[lit-ideas] Linear B is a bit fine

  • From: Donal McEvoy <donalmcevoyuk@xxxxxxxxxxx>
  • To: "lit-ideas@xxxxxxxxxxxxx" <lit-ideas@xxxxxxxxxxxxx>
  • Date: Thu, 11 Jul 2013 12:51:40 +0100 (BST)

http://www.telegraph.co.uk/news/worldnews/europe/greece/10158135/Riddle-of-the-script-how-the-worlds-most-difficult-puzzle-was-solved.html


Among the philosophically interesting aspects of the story is that it 
illustrates that 'language' of this sort is both (a) an abstract code (b) 
something that may involve World 3 principles for its decoding; and it 
illustrates (c) that decoding language is inescapably a matter of  guesswork - 
though some guesses turn out better than others.
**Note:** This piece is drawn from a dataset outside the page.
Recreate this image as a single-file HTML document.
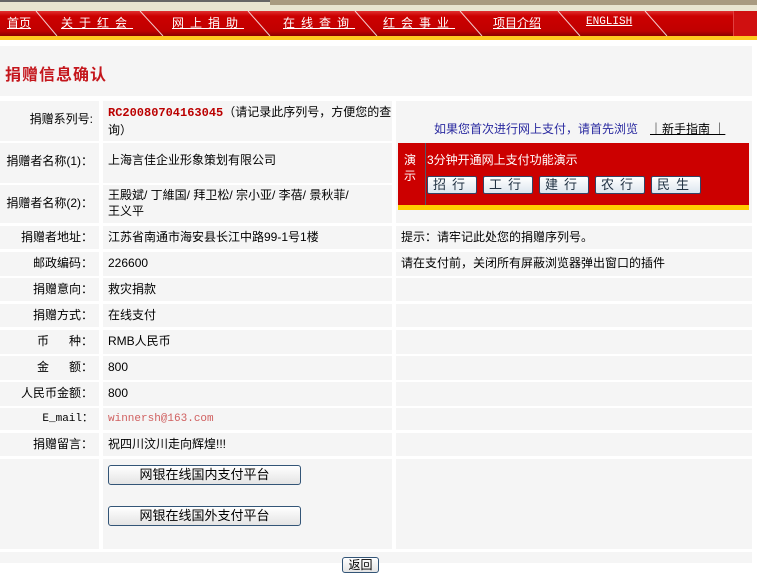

What we may tend to forget, perhaps because of over-familiarity with it and 
because our guesswork is now so well-tested by use we may overlook there was 
ever any guesswork involved (as we forget how a child learns, by guesswork, the 
sense and 'grammar' of its language)*, is that the language we have learnt is 
also a language of this sort.

Donal
*The grandchild, who will be three at the end of the month, is developing his 
sense of language, and in 'logical' ways that will in time be corrected away, 
as is the child who says 'I is' or 'They is' or 'We is' and who here may be 
working 'logically' from having grasped 'He is' and 'She is': one of his traits 
is putting qualifiers in - so when something is 'scary' he will say 'a bit 
scary', meaning what an adult might mean by this but something which also might 
be described by an adult as 'somewhat scary' or 'quite scary'. Of course, he is 
too young to understand that while 'a bit scary' is good adult English, the use 
of 'bit' as a qualifier cannot be used always in this way in adult English to 
convey an equivalent sense - and so when asked 'How are you today?' he often, 
and to him 'logically', responds 'A bit fine', by which he means 'quite fine 
thanks', without any of the negative connotation that might be conveyed if an 
adult were to respond
 'somewhat fine'. (Currently he is in Italy with his mother and grandmother: 
before they left his grandmother said to him 'Next week we all go on holiday - 
mummy really needs a holiday' - with a nod of agreement he responded, "I really 
need a holiday too, nanny".) The grammar of language is here condensed into a 
drop of child's speech.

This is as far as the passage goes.